**PROBLEM STATEMENT**.
Copy each line containing the word "React" from the records that follow, please.

**DATA RECORDS**.
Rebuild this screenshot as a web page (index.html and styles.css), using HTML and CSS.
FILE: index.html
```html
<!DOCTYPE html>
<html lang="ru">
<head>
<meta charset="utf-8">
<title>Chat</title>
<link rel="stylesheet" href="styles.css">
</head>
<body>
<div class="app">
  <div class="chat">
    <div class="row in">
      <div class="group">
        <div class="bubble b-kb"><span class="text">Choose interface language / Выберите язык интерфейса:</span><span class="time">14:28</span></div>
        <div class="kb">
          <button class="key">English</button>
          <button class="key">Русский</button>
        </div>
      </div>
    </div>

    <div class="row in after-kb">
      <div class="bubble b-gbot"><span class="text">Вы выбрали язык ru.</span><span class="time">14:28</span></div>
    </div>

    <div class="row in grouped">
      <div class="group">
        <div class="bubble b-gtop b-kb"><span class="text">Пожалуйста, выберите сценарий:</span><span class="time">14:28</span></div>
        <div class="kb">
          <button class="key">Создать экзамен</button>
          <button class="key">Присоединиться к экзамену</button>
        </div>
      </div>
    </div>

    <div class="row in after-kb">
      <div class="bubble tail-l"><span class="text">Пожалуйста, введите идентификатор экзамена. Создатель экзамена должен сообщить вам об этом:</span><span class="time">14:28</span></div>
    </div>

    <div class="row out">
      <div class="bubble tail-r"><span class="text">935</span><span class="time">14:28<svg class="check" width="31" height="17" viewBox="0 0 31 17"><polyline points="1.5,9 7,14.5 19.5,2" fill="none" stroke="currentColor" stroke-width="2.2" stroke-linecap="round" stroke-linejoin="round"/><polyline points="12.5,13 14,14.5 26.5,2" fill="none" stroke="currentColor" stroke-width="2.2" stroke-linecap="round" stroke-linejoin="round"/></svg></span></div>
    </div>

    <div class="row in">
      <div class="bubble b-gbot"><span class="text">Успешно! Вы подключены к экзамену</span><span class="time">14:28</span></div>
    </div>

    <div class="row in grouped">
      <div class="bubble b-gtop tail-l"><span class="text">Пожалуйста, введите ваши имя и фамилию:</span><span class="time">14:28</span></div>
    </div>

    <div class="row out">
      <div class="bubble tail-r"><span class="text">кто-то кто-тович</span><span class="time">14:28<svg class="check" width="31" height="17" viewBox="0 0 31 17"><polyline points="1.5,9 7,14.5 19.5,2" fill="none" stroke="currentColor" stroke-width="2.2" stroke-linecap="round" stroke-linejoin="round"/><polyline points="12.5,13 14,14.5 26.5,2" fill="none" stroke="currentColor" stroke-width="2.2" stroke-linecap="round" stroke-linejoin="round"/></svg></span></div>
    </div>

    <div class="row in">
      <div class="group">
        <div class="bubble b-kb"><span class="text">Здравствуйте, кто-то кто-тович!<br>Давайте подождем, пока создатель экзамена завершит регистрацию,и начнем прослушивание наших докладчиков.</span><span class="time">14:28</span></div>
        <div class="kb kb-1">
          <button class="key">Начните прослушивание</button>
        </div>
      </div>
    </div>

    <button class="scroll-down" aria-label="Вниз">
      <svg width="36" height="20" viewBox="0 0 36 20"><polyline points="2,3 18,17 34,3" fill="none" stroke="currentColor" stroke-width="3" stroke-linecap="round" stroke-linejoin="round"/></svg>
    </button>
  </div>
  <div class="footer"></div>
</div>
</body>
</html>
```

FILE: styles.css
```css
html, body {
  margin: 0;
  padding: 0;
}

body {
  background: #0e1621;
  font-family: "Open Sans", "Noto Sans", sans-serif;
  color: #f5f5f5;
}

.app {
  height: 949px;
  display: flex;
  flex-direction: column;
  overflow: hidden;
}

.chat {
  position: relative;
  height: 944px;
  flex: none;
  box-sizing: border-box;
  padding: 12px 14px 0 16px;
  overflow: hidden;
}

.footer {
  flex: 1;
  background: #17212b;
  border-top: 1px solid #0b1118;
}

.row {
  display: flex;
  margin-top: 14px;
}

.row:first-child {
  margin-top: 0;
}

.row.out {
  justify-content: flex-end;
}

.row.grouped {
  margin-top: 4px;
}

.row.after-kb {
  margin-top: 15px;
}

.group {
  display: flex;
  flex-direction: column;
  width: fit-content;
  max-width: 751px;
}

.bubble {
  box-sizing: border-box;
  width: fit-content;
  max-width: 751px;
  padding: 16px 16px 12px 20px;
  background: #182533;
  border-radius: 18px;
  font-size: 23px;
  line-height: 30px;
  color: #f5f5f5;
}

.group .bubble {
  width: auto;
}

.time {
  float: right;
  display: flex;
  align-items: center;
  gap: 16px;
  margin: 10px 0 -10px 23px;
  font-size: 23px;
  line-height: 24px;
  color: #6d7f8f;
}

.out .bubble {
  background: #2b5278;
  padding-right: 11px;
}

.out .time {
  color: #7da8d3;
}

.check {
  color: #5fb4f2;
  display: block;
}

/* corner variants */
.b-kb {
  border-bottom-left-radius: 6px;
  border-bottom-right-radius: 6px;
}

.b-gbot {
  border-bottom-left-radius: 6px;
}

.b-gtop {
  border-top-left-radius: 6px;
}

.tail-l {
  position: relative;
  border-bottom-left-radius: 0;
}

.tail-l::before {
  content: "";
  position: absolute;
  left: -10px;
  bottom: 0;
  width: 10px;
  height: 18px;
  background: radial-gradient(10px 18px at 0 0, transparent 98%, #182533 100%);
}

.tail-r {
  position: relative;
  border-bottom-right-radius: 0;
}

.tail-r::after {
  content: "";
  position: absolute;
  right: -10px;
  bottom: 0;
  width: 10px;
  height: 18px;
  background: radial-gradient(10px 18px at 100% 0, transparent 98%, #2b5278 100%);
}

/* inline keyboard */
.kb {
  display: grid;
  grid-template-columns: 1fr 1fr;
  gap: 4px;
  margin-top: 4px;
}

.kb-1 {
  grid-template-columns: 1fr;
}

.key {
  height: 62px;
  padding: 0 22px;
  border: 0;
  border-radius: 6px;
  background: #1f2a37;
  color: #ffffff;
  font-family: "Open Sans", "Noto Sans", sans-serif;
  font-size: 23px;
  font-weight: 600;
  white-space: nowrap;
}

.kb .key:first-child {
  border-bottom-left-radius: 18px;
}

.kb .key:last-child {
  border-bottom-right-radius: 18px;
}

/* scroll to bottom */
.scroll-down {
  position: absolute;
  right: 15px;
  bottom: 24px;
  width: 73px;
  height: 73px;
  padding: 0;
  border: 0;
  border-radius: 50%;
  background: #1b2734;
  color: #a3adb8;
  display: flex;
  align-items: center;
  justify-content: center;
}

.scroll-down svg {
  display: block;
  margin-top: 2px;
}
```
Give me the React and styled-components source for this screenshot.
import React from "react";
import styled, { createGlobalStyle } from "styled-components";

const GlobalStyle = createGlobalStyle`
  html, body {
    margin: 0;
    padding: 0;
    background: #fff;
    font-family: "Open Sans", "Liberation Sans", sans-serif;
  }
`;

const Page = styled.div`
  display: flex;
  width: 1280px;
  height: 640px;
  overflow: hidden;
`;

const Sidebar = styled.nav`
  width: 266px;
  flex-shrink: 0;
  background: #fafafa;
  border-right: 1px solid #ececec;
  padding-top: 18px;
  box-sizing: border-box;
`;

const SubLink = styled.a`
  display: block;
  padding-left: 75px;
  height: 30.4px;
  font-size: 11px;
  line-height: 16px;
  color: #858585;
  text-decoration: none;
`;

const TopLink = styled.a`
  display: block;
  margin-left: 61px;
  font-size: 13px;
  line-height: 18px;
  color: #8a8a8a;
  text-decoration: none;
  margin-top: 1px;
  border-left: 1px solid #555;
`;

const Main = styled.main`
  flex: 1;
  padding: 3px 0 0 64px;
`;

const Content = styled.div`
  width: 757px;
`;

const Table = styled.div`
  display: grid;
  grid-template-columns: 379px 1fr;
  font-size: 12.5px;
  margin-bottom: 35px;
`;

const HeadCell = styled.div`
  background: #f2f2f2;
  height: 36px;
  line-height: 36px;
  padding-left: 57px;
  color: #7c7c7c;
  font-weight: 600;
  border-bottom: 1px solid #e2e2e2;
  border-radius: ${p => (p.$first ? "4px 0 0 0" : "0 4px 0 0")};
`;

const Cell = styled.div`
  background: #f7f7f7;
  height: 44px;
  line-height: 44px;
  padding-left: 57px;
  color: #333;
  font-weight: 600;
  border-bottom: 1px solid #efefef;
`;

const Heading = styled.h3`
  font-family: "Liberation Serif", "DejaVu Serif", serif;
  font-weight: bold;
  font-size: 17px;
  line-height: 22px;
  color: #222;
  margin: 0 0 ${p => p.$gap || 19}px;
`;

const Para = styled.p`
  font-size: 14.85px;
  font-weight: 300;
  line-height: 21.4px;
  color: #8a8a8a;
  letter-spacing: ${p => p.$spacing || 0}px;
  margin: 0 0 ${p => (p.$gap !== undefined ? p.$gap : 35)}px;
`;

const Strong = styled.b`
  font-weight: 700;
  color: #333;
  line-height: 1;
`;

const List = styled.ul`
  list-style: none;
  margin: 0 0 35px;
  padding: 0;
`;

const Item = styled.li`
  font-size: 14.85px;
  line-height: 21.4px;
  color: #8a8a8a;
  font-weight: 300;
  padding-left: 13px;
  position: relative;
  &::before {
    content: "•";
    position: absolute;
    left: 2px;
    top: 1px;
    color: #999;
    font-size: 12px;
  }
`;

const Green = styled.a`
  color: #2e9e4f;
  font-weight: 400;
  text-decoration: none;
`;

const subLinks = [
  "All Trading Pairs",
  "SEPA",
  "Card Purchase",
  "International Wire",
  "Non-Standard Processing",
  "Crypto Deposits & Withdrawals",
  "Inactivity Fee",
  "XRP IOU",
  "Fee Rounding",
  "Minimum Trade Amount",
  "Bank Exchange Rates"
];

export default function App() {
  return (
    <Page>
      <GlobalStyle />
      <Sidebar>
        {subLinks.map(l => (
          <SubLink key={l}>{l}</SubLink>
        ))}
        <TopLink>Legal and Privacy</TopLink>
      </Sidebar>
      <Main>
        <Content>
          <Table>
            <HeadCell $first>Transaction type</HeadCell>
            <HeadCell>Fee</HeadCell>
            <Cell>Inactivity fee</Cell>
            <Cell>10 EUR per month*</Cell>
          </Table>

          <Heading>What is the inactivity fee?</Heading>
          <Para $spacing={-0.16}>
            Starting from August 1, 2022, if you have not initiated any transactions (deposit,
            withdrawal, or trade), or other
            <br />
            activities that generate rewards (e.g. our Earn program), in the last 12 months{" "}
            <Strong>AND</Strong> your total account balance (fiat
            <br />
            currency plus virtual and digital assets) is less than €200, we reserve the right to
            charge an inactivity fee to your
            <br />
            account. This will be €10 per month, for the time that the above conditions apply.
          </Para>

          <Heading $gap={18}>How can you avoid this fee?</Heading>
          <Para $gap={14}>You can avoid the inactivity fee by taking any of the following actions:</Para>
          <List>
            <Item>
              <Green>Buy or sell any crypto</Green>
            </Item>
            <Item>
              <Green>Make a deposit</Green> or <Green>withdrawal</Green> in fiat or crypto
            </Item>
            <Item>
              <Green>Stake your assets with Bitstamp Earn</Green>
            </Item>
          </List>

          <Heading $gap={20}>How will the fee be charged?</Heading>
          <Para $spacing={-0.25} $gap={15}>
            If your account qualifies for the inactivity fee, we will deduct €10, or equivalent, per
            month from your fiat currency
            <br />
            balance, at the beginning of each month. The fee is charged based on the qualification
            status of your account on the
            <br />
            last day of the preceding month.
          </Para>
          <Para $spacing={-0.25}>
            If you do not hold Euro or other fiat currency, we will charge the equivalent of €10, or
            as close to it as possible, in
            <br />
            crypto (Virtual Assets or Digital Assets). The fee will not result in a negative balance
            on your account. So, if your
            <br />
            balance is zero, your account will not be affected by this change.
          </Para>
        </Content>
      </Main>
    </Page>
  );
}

**WORKED ANSWER**.
Give me the React and styled-components source for this screenshot.
import React from "react";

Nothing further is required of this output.